En 1894, Paul Groussac regresó unos días a Tucumán, donde había permanecido entre 1871 y 1883, siempre enseñando y escribiendo. En el “álbum” que la Sociedad Sarmiento reservaba para autógrafos de sus visitantes ilustres, escribió unos reveladores párrafos.
Recordaba que en “Provincia de Tucumán”, el libro de Granillo de 1872, había anunciado la próxima y venturosa evolución de la provincia. Advertía sin esfuerzo que “ese fácil pronóstico” se había cumplido.
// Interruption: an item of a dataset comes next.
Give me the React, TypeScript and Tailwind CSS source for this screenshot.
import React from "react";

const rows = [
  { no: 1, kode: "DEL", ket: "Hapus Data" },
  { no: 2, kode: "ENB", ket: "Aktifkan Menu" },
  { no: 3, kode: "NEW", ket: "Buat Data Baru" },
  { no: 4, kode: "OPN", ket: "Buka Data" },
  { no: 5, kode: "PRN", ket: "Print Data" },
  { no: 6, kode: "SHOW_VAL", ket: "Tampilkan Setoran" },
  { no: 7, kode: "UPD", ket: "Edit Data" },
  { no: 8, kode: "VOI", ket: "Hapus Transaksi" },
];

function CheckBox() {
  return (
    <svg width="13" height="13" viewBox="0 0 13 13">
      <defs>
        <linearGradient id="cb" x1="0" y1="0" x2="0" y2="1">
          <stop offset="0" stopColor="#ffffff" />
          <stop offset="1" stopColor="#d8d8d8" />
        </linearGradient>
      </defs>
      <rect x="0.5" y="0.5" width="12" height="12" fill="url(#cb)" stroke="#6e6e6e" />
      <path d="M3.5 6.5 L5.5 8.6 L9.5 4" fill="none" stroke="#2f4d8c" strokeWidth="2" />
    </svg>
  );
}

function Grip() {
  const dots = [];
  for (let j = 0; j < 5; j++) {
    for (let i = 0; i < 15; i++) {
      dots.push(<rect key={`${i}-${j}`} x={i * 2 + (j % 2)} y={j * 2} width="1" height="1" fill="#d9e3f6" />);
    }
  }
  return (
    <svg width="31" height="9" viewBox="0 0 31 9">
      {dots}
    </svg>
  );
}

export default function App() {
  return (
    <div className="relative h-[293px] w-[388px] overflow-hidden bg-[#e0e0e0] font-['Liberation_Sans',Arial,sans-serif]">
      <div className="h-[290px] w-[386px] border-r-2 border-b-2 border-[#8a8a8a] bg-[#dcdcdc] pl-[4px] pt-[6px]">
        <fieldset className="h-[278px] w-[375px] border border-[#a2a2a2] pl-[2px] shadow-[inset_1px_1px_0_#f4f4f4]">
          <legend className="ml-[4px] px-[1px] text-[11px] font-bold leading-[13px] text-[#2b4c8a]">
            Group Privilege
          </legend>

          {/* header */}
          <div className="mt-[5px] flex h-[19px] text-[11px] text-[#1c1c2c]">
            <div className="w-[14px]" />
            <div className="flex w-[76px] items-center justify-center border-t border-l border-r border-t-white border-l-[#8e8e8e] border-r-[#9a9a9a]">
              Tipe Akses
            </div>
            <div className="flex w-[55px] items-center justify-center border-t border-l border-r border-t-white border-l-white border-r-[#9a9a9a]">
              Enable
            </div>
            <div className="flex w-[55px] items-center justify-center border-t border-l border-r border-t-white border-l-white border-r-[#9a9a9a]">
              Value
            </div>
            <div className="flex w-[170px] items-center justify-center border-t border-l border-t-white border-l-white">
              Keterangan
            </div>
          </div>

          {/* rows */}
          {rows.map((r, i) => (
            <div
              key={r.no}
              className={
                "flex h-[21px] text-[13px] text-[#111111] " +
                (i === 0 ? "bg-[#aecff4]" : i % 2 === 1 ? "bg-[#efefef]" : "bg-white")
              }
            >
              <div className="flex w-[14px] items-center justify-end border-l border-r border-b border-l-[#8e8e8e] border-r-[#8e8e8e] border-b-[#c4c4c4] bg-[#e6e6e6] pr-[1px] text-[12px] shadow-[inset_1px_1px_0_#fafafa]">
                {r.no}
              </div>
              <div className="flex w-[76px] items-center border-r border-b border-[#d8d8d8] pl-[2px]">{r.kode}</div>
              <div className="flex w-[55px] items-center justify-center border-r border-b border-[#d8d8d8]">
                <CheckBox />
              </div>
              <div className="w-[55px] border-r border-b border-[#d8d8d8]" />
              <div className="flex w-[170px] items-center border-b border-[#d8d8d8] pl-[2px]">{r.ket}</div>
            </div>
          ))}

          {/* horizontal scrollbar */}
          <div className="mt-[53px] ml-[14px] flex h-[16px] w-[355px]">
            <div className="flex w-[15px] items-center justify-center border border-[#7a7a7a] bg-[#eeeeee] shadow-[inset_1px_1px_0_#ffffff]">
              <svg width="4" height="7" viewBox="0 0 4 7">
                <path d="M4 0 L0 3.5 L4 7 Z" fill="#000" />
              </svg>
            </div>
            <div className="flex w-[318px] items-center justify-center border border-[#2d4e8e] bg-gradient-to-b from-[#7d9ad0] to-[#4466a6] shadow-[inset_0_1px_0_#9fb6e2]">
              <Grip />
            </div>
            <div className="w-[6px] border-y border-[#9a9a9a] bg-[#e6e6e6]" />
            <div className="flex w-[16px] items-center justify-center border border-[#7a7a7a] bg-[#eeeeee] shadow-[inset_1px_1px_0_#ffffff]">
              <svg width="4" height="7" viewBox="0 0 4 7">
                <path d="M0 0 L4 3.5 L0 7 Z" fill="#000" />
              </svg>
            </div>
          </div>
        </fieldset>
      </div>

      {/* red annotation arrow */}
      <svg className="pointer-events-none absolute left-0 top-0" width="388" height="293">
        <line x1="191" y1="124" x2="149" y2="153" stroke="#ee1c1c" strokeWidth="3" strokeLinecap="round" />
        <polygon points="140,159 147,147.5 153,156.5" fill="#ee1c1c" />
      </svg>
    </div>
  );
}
La riqueza había brotado del suelo “al ciento por uno” y el Jardín de la República “ha venido a ser su campo productor más exuberante”.
Pero se preguntaba si se había perseguido, con el mismo afán, “el cultivo intelectual y moral, sin cuya eficacia el ser humano se arrastraría en el bajo nivel del apetito satisfecho”.
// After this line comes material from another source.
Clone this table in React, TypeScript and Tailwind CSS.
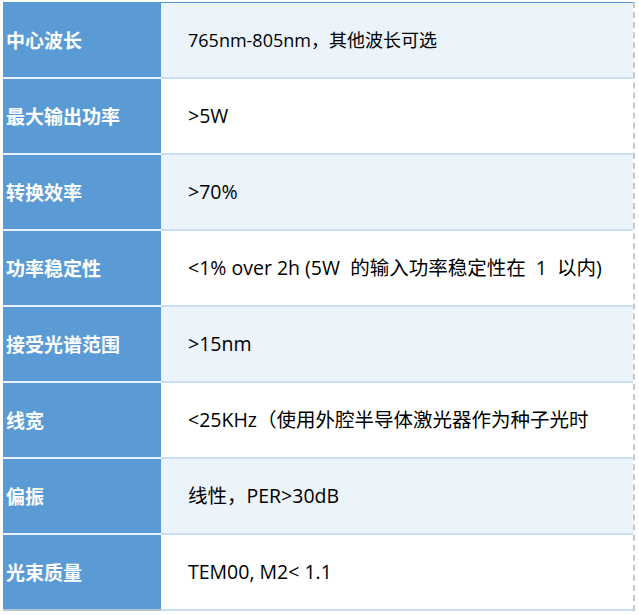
import React from 'react';

const ROWS: { label: string; value: string; small?: boolean }[] = [
  { label: '中心波长', value: '765nm-805nm，其他波长可选', small: true },
  { label: '最大输出功率', value: '>5W' },
  { label: '转换效率', value: '>70%' },
  { label: '功率稳定性', value: '<1% over 2h (5W  的输入功率稳定性在  1  以内)' },
  { label: '接受光谱范围', value: '>15nm' },
  { label: '线宽', value: '<25KHz（使用外腔半导体激光器作为种子光时' },
  { label: '偏振', value: '线性，PER>30dB' },
  { label: '光束质量', value: 'TEM00, M2< 1.1' },
];

export default function App() {
  return (
    <div
      className="w-[639px] h-[615px] bg-white pt-[2px] pl-[3px]"
      style={{ fontFamily: '"Open Sans", "Noto Sans CJK SC", sans-serif' }}
    >
      <div className="w-[632px] border-r-2 border-dashed border-[#c8c8c8]">
        <div className="border-t border-[#5b9bd5]">
          {ROWS.map((row, idx) => (
            <div key={idx} className="flex h-[76px]">
              <div
                className={`w-[158px] shrink-0 bg-[#5b9bd5] flex items-center pl-[3px] text-white font-bold text-[19px] border-b-2 ${
                  idx === ROWS.length - 1 ? 'border-[#b8c4d0]' : 'border-[#e6eef7]'
                }`}
                style={{ fontFamily: '"Noto Sans CJK SC", sans-serif' }}
              >
                {row.label}
              </div>
              <div
                className={`flex-1 flex items-center pl-[27px] text-black whitespace-pre border-b-2 border-[#c9def2] ${
                  row.small ? 'text-[18px]' : 'text-[19.5px]'
                } ${idx % 2 === 0 ? 'bg-[#ebf3fb]' : 'bg-white'}`}
              >
                {row.value}
              </div>
            </div>
          ))}
        </div>
      </div>
    </div>
  );
}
En ese orden de ideas, dirigiéndose a sus ex alumnos de ayer, quería darles “una palabra de estímulo que, a pesar de su forma incompleta, pueda encerrar alguna enseñanza”. Recordaba el adagio latina “primero vivir, después filosofar”; y “no quería discutirlo, sino, decía, “pediros que lo apliquéis rectamente”.
Afirmaba: “Basta que el propio cultivo, es decir el respeto que debe tener el hombre por su alto destino, venga después de las preocupaciones materiales”, pero ¡siempre que venga!”. Ya “ganada la batalla industrial, recordad que tenéis un alma. Que haya en vuestra vida económica algunas horas de tregua para el estudio y la meditación de lo bello, como al lado de vuestras fábricas un pedazo de suelo cubierto de plantas desinteresadas: un jardín cuyas flores ni tengan preció venal”. Era preciso a toda costa cuidar esa “pianta uomo” de la que hablaba Alfieri, “cuyos frutos son el atavío de la civilización”.